- [Records for this exercise]
▼▼▼
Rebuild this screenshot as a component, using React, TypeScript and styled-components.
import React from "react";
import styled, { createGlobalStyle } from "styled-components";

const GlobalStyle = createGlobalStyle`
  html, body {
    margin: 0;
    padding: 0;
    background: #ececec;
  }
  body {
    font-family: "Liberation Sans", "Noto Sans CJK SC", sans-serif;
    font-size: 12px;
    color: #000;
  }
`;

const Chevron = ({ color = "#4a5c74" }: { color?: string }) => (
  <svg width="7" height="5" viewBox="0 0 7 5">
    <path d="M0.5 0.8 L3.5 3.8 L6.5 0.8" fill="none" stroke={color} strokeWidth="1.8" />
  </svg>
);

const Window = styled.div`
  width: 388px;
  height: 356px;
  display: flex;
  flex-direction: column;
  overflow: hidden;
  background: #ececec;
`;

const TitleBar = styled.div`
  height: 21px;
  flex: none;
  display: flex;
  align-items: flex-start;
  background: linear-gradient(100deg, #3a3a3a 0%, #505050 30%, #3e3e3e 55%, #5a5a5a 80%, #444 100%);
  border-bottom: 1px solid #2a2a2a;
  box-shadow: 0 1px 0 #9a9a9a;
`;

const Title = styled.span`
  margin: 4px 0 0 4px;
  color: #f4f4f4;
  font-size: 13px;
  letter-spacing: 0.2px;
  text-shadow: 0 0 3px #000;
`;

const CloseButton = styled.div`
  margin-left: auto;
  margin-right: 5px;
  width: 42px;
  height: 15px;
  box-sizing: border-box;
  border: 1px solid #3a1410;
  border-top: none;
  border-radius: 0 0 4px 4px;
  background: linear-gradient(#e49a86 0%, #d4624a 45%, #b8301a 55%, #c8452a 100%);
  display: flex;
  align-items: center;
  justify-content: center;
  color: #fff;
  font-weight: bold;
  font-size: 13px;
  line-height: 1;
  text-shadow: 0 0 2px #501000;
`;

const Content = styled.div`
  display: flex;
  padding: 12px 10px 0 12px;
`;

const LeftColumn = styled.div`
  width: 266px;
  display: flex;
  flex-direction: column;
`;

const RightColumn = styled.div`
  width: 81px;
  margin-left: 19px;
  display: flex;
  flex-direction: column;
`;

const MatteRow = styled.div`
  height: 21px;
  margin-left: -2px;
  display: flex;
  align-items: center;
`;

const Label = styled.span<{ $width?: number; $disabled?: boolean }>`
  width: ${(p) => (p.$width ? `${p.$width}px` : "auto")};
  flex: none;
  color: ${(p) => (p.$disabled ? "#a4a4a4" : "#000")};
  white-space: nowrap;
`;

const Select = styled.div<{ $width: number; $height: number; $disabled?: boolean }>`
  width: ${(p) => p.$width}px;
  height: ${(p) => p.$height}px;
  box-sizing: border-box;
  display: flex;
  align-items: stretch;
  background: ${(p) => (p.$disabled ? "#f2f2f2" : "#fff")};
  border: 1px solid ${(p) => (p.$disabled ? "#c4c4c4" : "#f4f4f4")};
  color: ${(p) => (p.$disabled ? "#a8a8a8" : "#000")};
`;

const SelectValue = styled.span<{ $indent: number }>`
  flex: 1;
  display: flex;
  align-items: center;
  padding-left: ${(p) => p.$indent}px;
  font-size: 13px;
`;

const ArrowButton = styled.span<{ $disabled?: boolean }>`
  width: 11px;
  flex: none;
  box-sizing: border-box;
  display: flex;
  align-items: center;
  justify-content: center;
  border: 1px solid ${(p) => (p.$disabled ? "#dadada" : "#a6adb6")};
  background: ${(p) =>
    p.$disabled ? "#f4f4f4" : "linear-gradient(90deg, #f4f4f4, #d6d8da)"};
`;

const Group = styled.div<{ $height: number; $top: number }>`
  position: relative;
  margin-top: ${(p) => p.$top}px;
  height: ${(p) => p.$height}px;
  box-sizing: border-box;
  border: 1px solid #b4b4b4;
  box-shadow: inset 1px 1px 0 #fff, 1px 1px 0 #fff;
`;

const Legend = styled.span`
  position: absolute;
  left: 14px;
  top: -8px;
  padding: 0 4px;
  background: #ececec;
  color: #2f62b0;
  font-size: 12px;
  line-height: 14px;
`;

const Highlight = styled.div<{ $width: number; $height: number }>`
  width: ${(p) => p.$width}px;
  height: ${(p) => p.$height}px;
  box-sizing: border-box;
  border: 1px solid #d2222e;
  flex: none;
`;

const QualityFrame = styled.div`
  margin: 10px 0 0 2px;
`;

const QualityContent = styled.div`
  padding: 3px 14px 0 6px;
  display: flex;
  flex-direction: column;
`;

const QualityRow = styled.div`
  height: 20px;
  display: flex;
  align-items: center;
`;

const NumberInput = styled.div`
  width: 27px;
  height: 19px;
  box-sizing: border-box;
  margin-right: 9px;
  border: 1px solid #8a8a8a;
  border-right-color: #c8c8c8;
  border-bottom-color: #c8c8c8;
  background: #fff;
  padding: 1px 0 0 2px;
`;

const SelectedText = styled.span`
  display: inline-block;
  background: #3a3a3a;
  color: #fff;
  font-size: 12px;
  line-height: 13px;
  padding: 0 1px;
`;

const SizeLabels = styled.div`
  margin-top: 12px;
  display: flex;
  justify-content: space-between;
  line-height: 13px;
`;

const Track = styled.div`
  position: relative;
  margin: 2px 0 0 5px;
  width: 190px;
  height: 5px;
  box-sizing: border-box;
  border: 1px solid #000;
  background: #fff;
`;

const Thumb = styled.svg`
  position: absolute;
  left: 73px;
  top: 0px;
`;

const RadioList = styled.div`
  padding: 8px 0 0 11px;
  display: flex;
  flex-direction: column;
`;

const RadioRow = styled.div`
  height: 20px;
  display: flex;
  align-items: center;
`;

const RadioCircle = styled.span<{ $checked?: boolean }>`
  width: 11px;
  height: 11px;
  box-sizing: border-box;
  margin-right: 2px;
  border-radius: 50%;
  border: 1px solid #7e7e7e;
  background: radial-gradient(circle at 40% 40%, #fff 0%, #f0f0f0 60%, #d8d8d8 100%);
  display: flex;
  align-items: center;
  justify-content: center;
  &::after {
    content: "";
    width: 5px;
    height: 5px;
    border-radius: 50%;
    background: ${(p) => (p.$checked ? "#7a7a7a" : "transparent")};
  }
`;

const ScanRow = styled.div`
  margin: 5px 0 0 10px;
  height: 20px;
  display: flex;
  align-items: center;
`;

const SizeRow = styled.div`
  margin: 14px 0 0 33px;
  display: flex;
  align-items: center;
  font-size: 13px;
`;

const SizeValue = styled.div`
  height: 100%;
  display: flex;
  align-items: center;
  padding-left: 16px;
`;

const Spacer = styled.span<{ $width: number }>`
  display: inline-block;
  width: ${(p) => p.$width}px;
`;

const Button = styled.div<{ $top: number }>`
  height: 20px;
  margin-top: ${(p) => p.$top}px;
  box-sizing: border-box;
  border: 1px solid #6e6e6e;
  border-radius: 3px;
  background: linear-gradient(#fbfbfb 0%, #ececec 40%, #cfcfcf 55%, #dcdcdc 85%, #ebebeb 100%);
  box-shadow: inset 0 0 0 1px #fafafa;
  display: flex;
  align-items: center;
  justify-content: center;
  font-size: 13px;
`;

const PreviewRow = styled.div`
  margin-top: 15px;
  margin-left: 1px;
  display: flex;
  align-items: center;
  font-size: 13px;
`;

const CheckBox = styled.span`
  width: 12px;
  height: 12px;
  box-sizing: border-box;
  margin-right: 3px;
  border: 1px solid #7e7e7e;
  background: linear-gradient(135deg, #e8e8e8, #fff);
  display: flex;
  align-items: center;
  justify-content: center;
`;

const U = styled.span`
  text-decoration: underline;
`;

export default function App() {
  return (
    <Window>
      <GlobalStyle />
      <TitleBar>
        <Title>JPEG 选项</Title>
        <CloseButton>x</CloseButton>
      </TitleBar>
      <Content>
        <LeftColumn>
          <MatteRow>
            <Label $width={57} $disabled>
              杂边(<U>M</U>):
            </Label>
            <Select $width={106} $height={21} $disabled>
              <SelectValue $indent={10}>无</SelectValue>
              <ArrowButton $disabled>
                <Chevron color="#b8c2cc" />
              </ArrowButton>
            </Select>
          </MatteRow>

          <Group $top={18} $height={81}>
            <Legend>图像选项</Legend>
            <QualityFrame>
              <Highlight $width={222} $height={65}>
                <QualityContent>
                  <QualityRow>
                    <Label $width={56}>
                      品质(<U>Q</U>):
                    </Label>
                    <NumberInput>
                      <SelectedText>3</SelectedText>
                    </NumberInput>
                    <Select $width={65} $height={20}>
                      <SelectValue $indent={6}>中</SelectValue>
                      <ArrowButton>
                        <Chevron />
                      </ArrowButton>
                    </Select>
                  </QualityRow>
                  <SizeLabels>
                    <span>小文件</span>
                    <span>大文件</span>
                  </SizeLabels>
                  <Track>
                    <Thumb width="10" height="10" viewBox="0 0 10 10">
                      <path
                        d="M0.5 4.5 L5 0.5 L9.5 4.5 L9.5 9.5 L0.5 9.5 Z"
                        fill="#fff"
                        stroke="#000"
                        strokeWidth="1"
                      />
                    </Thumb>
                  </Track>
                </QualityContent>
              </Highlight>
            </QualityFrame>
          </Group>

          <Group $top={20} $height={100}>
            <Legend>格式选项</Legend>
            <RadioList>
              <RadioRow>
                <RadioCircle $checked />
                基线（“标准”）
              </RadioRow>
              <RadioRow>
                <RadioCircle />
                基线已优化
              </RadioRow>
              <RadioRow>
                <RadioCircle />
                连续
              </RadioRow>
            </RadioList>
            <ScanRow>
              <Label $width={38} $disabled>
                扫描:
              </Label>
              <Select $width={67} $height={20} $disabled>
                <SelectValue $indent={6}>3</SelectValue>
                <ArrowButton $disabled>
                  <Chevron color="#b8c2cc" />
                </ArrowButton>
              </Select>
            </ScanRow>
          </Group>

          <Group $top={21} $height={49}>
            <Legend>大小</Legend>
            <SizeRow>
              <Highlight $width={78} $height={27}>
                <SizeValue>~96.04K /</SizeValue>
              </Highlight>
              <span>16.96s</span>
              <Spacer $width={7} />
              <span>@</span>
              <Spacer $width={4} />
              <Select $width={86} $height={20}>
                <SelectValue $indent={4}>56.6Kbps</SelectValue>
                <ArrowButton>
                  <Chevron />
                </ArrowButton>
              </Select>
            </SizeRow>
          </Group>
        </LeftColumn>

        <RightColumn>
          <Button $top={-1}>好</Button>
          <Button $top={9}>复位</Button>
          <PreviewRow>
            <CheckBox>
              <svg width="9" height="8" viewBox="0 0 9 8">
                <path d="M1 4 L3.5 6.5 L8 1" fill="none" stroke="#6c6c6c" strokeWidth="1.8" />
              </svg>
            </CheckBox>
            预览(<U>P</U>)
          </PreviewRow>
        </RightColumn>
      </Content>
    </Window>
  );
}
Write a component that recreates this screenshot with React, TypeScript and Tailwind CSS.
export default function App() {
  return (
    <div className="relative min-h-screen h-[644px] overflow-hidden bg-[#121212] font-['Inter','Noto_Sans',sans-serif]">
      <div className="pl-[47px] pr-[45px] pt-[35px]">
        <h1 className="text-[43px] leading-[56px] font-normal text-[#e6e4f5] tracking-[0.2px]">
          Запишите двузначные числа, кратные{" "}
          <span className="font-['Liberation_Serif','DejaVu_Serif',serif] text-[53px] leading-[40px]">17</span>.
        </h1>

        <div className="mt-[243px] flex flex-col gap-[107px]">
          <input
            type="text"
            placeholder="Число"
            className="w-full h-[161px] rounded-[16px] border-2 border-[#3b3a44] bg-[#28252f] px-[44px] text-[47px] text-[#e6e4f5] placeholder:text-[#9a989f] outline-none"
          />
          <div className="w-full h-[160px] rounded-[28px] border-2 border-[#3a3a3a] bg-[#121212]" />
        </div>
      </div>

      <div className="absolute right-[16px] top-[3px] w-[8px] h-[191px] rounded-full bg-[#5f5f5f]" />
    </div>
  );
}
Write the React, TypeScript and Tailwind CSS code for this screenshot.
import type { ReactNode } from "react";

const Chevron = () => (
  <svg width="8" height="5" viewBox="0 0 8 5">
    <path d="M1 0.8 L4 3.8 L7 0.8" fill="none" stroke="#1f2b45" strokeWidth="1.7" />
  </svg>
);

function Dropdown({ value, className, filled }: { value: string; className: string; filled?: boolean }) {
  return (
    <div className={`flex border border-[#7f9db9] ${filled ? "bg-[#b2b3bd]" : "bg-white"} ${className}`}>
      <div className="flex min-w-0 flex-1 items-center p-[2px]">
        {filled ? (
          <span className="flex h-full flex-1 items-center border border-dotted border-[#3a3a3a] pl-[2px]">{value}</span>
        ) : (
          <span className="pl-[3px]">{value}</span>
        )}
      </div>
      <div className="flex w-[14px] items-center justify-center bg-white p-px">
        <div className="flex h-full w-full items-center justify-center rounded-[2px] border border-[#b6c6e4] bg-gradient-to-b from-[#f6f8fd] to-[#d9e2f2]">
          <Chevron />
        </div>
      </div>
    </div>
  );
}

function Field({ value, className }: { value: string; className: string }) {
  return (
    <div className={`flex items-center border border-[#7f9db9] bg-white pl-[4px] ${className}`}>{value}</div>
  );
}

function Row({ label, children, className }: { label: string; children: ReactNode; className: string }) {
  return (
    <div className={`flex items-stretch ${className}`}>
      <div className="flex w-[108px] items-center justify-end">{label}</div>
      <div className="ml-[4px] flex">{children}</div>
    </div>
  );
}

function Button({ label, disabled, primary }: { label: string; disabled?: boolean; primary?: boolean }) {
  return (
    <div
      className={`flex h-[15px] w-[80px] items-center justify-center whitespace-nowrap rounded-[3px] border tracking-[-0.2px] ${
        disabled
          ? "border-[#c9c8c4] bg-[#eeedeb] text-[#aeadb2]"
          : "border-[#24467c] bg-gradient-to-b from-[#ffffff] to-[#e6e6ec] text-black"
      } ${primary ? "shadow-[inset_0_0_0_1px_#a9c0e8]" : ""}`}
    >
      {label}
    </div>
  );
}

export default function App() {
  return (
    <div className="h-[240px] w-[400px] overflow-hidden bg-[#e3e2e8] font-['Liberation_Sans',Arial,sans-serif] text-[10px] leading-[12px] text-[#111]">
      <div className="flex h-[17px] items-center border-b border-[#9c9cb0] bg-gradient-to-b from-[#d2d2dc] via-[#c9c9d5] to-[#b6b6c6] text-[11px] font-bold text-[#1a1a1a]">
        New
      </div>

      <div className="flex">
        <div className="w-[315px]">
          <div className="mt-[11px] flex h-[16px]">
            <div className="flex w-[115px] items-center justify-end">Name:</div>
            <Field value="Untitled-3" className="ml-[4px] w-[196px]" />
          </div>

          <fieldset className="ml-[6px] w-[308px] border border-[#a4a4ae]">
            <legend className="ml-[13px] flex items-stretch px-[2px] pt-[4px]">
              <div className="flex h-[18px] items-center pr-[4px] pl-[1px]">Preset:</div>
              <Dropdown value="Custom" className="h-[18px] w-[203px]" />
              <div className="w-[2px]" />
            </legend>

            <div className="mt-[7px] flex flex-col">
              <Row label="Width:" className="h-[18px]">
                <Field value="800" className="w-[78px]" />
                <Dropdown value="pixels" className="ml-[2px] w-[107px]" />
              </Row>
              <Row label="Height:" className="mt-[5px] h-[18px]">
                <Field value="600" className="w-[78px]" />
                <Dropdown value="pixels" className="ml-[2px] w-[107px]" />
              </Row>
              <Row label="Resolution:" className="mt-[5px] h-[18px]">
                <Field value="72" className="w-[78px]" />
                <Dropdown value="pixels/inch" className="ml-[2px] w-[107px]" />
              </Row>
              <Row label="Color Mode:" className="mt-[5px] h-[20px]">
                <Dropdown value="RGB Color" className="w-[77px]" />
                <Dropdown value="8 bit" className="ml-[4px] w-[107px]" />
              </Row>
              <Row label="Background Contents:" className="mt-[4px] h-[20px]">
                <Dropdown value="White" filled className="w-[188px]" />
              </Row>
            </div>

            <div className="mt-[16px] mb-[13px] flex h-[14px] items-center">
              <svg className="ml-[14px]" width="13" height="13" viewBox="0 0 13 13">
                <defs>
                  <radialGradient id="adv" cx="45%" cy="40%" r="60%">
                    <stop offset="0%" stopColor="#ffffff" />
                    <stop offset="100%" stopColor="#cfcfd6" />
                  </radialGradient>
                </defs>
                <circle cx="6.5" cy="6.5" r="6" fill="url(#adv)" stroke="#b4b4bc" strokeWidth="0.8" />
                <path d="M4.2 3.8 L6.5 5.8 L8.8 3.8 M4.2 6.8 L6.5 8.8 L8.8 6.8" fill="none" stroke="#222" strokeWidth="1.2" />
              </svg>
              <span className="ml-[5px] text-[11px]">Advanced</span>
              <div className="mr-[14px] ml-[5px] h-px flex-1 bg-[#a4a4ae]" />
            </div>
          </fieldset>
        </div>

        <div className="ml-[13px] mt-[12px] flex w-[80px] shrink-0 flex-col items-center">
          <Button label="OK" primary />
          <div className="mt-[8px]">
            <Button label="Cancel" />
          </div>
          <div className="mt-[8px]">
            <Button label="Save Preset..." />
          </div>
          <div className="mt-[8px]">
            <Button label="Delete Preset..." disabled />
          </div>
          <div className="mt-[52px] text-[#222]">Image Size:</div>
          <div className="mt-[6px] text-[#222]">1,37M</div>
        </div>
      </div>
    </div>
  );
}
▲▲▲
- [Directive] Counting only lines of the data above that hold "Write", report the total and nothing else.

- [The answer] 2